Deloitte and HPE Launch Agentic AI
Deloitte and Hewlett Packard Enterprise announced a collaboration to launch agentic AI solutions for transforming finance operations. The new tools are designed to assist with CFO-led initiatives and operational improvements, showcasing a practical application of AI for enterprise strategy.
This collaboration is an expansion of a partnership first announced in November 2024, which centered on Deloitte using HPE's Private Cloud AI co-developed with NVIDIA. The joint solution, known internally at HPE as "Alfred," is built on Deloitte's Zora AI™ platform and is designed to analyze over 300 million line items of data in near real-time. Agentic AI moves beyond traditional automation by autonomously executing entire workflows, from data gathering to analysis and reporting. A key technical achievement in the Deloitte-HPE solution was reengineering NVIDIA's AI building blocks to produce deterministic outcomes—ensuring the AI provides the same answer to the same question every time, a critical requirement for enterprise finance. The immediate goal is to shift the CFO's role from historical reporting to forward-looking strategy, with specific use cases in financial statement analysis, scenario modeling, and competitive market analysis.

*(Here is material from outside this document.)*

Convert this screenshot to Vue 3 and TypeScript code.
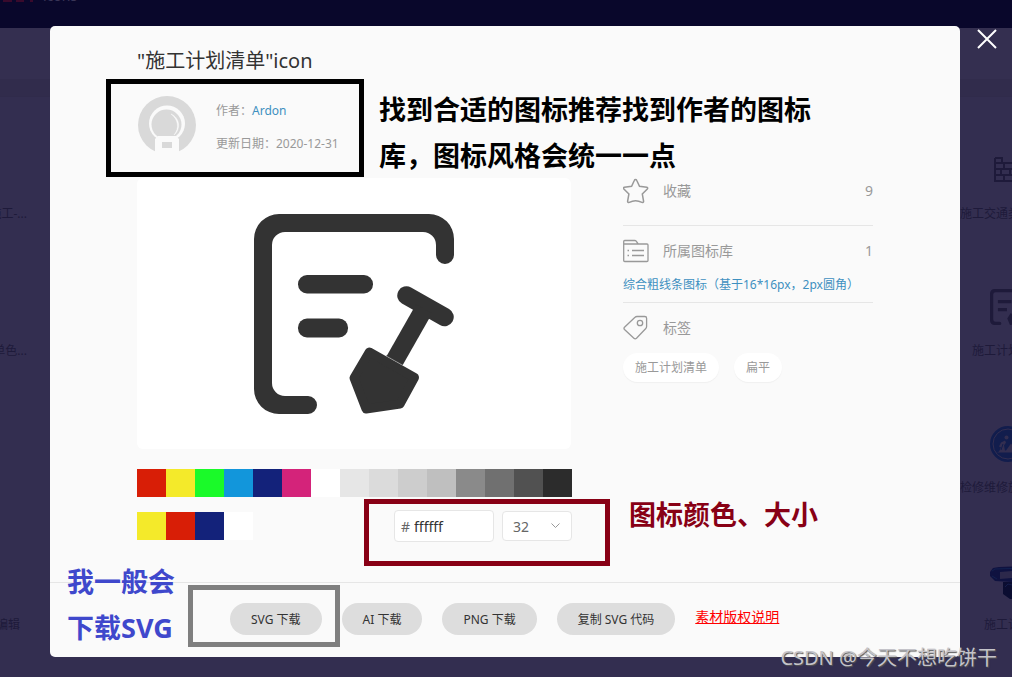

A recent Deloitte survey found that 54% of CFOs now rank integrating AI agents as a top transformation priority. This initiative is a proof point for a much broader strategy. Deloitte has a 2025 roadmap to release a significant number of new AI agents for functions beyond finance, including supply chain, sales, marketing, and tax. To guide this, the firm just launched its "Enterprise AI Navigator" service to help clients move from fragmented AI experiments to integrated, enterprise-wide adoption. The widespread adoption of agentic AI is creating demand for new consulting expertise. Firms will require talent that can redesign core business processes and operating models for an "agent-compatible" future, rather than just layering AI onto existing workflows. This involves skills in process intelligence, organizational redesign, and building robust data governance frameworks. While 72% of CFOs believe AI is critical to their strategy, less than 10% have fully integrated it, signaling a massive implementation gap. This gap represents a significant opportunity for specialized consulting firms focused on operational improvement, as enterprises will need guidance on redesigning roles and workflows to capitalize on the technology's potential for autonomous decision-making.